**What you should do**
Transcribe the records below exactly.

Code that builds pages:
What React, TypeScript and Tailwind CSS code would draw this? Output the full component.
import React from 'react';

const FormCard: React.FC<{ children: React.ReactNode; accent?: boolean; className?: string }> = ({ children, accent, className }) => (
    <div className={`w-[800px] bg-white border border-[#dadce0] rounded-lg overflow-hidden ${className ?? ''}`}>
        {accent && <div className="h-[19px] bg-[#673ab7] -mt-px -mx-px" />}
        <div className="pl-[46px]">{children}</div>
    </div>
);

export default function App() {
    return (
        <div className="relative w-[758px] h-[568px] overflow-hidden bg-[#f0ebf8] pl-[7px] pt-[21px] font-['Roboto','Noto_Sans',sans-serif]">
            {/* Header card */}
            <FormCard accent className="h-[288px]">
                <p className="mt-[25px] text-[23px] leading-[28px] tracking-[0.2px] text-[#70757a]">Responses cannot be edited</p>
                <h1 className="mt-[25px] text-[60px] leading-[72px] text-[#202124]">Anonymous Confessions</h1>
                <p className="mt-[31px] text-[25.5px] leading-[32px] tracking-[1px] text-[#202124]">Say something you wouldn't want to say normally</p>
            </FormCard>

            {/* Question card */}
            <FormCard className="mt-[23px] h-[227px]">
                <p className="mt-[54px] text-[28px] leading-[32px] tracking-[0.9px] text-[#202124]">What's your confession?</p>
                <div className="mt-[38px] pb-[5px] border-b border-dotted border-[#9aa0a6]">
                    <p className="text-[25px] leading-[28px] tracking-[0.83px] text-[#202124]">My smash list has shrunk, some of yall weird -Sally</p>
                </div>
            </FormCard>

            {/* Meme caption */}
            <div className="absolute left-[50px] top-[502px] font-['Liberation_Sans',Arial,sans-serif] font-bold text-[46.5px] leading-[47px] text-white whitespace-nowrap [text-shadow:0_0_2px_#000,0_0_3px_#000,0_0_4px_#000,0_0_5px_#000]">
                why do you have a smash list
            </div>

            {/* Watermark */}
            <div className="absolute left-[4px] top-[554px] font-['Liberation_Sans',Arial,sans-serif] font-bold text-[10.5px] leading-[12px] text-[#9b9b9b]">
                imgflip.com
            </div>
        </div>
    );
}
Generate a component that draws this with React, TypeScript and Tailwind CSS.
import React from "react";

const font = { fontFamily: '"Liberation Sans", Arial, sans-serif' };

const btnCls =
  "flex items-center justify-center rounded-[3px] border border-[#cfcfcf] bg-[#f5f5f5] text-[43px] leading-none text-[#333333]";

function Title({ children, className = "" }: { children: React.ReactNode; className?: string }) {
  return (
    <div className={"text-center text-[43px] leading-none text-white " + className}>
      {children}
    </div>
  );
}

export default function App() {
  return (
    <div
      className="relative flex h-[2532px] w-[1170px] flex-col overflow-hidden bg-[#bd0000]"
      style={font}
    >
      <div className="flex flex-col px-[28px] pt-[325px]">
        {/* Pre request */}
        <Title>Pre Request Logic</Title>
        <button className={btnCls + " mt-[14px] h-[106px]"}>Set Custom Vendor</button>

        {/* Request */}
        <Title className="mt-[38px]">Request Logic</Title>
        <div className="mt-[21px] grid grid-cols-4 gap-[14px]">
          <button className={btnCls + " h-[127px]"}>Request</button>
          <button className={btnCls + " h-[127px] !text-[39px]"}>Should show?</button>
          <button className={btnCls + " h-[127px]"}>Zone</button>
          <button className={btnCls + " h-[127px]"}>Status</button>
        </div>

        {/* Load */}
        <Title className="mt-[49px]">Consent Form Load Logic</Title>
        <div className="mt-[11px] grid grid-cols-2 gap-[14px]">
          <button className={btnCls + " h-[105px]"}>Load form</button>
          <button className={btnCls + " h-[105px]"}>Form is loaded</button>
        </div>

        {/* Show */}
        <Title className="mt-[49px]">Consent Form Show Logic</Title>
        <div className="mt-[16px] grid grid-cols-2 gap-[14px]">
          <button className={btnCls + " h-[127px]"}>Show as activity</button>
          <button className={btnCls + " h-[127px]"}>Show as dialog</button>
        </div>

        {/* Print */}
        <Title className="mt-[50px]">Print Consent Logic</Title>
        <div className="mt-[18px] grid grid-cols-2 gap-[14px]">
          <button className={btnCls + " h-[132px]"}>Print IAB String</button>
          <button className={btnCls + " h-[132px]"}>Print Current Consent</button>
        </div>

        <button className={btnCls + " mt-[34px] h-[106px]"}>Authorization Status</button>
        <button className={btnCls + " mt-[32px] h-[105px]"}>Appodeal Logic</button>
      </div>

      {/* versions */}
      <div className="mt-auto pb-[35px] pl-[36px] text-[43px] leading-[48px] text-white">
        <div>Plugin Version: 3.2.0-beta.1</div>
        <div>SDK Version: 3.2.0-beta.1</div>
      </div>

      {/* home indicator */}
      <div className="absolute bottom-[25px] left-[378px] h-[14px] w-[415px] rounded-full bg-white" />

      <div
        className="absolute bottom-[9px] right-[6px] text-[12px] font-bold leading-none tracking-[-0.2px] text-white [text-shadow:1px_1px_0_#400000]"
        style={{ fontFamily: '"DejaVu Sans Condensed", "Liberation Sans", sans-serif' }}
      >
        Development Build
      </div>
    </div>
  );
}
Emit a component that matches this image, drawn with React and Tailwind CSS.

**Correct result**
What React, TypeScript and Tailwind CSS code would draw this? Output the full component.
import React from 'react';

const FormCard: React.FC<{ children: React.ReactNode; accent?: boolean; className?: string }> = ({ children, accent, className }) => (
    <div className={`w-[800px] bg-white border border-[#dadce0] rounded-lg overflow-hidden ${className ?? ''}`}>
        {accent && <div className="h-[19px] bg-[#673ab7] -mt-px -mx-px" />}
        <div className="pl-[46px]">{children}</div>
    </div>
);

export default function App() {
    return (
        <div className="relative w-[758px] h-[568px] overflow-hidden bg-[#f0ebf8] pl-[7px] pt-[21px] font-['Roboto','Noto_Sans',sans-serif]">
            {/* Header card */}
            <FormCard accent className="h-[288px]">
                <p className="mt-[25px] text-[23px] leading-[28px] tracking-[0.2px] text-[#70757a]">Responses cannot be edited</p>
                <h1 className="mt-[25px] text-[60px] leading-[72px] text-[#202124]">Anonymous Confessions</h1>
                <p className="mt-[31px] text-[25.5px] leading-[32px] tracking-[1px] text-[#202124]">Say something you wouldn't want to say normally</p>
            </FormCard>

            {/* Question card */}
            <FormCard className="mt-[23px] h-[227px]">
                <p className="mt-[54px] text-[28px] leading-[32px] tracking-[0.9px] text-[#202124]">What's your confession?</p>
                <div className="mt-[38px] pb-[5px] border-b border-dotted border-[#9aa0a6]">
                    <p className="text-[25px] leading-[28px] tracking-[0.83px] text-[#202124]">My smash list has shrunk, some of yall weird -Sally</p>
                </div>
            </FormCard>

            {/* Meme caption */}
            <div className="absolute left-[50px] top-[502px] font-['Liberation_Sans',Arial,sans-serif] font-bold text-[46.5px] leading-[47px] text-white whitespace-nowrap [text-shadow:0_0_2px_#000,0_0_3px_#000,0_0_4px_#000,0_0_5px_#000]">
                why do you have a smash list
            </div>

            {/* Watermark */}
            <div className="absolute left-[4px] top-[554px] font-['Liberation_Sans',Arial,sans-serif] font-bold text-[10.5px] leading-[12px] text-[#9b9b9b]">
                imgflip.com
            </div>
        </div>
    );
}
Generate a component that draws this with React, TypeScript and Tailwind CSS.
import React from "react";

const font = { fontFamily: '"Liberation Sans", Arial, sans-serif' };

const btnCls =
  "flex items-center justify-center rounded-[3px] border border-[#cfcfcf] bg-[#f5f5f5] text-[43px] leading-none text-[#333333]";

function Title({ children, className = "" }: { children: React.ReactNode; className?: string }) {
  return (
    <div className={"text-center text-[43px] leading-none text-white " + className}>
      {children}
    </div>
  );
}

export default function App() {
  return (
    <div
      className="relative flex h-[2532px] w-[1170px] flex-col overflow-hidden bg-[#bd0000]"
      style={font}
    >
      <div className="flex flex-col px-[28px] pt-[325px]">
        {/* Pre request */}
        <Title>Pre Request Logic</Title>
        <button className={btnCls + " mt-[14px] h-[106px]"}>Set Custom Vendor</button>

        {/* Request */}
        <Title className="mt-[38px]">Request Logic</Title>
        <div className="mt-[21px] grid grid-cols-4 gap-[14px]">
          <button className={btnCls + " h-[127px]"}>Request</button>
          <button className={btnCls + " h-[127px] !text-[39px]"}>Should show?</button>
          <button className={btnCls + " h-[127px]"}>Zone</button>
          <button className={btnCls + " h-[127px]"}>Status</button>
        </div>

        {/* Load */}
        <Title className="mt-[49px]">Consent Form Load Logic</Title>
        <div className="mt-[11px] grid grid-cols-2 gap-[14px]">
          <button className={btnCls + " h-[105px]"}>Load form</button>
          <button className={btnCls + " h-[105px]"}>Form is loaded</button>
        </div>

        {/* Show */}
        <Title className="mt-[49px]">Consent Form Show Logic</Title>
        <div className="mt-[16px] grid grid-cols-2 gap-[14px]">
          <button className={btnCls + " h-[127px]"}>Show as activity</button>
          <button className={btnCls + " h-[127px]"}>Show as dialog</button>
        </div>

        {/* Print */}
        <Title className="mt-[50px]">Print Consent Logic</Title>
        <div className="mt-[18px] grid grid-cols-2 gap-[14px]">
          <button className={btnCls + " h-[132px]"}>Print IAB String</button>
          <button className={btnCls + " h-[132px]"}>Print Current Consent</button>
        </div>

        <button className={btnCls + " mt-[34px] h-[106px]"}>Authorization Status</button>
        <button className={btnCls + " mt-[32px] h-[105px]"}>Appodeal Logic</button>
      </div>

      {/* versions */}
      <div className="mt-auto pb-[35px] pl-[36px] text-[43px] leading-[48px] text-white">
        <div>Plugin Version: 3.2.0-beta.1</div>
        <div>SDK Version: 3.2.0-beta.1</div>
      </div>

      {/* home indicator */}
      <div className="absolute bottom-[25px] left-[378px] h-[14px] w-[415px] rounded-full bg-white" />

      <div
        className="absolute bottom-[9px] right-[6px] text-[12px] font-bold leading-none tracking-[-0.2px] text-white [text-shadow:1px_1px_0_#400000]"
        style={{ fontFamily: '"DejaVu Sans Condensed", "Liberation Sans", sans-serif' }}
      >
        Development Build
      </div>
    </div>
  );
}
Emit a component that matches this image, drawn with React and Tailwind CSS.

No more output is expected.